The ceiling and back of the hall were filled with enormous white cubes jostling one another.
“Spotless dice falling through a blue-gray sky,” the San Francisco Chronicle said.
Although the cubes had a fascinating visual impact, their purpose wasn’t entirely decorative. They were the means by which the sound would fill the hall.
“The cubes, I think they were remarkable,” says Gwen Pappas, vice president of communications and public relations for the orchestra. “Some critics didn’t like the aesthetics of the hall, [but] the acoustics were universally acclaimed. A rectangularly shaped hall seems to be key, if you look at the best around the world. It’s the shoebox shape, so that shape has been tried and true. The cubes were an ornamentation that allows the sound to bounce around the hall.”
Old halls had achieved this effect with baroque gee-gaws, carvings of cupid and vases, but those didn’t fit the starkly modern design.

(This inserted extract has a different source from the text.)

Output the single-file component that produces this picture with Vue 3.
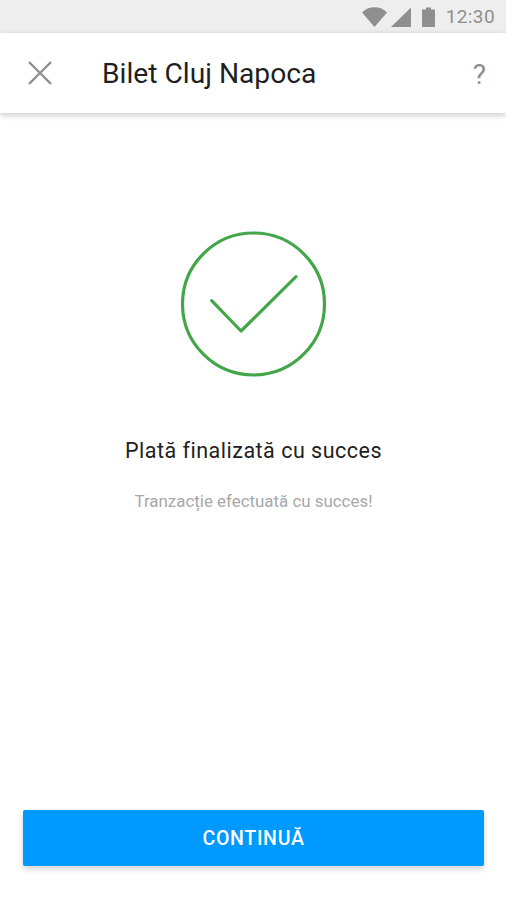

Whatever the critics thought of the exterior, they raved about the sound, and this was the work of New York acoustical engineer Cyril Harris. His attention to detail was so keen that he insisted on lockers in the hallways that surround the hall. Patrons were supposed to stow their winter coats in the lockers. If parkas were brought inside the hall and draped on the seat, he felt, they’d absorb sound waves.
The renovation
The modernist facade, almost indistinguishable from a suburban ‘60s office park, aged well. But the lobby space needed a refresh, and was overhauled in 2012-13.
The renovation was intensely focused, Pappas said.
“Let’s do no harm was rule No. 1,” she said. “What Cyril Harris had attained was something wondrous. The lobby was small, wasn’t built to accommodate and there weren’t a lot of amenities. So in the renovation in 2014, they thought, let’s expand the public areas so we can fit an audience of 2,000 in the lobby. It was very focused on the public area and doubled the size of the lobby. It’s been a game-changer for the orchestra.
“You can see outside to the city, opening up the space, so that the city and the hall have a better conversation.”
You wonder if that conversation will ever turn to building another Orchestra Hall, should the need arise.
There are three possible stories for its 100th anniversary: It’s gone, it’s been repurposed to play holograms, or it’s still the home of the Minnesota Orchestra, keeping the fire of the symphonic tradition alive. And there’s only one of those options that will speak as well of the future as the decision to build it spoke well of Minneapolitans in 1974.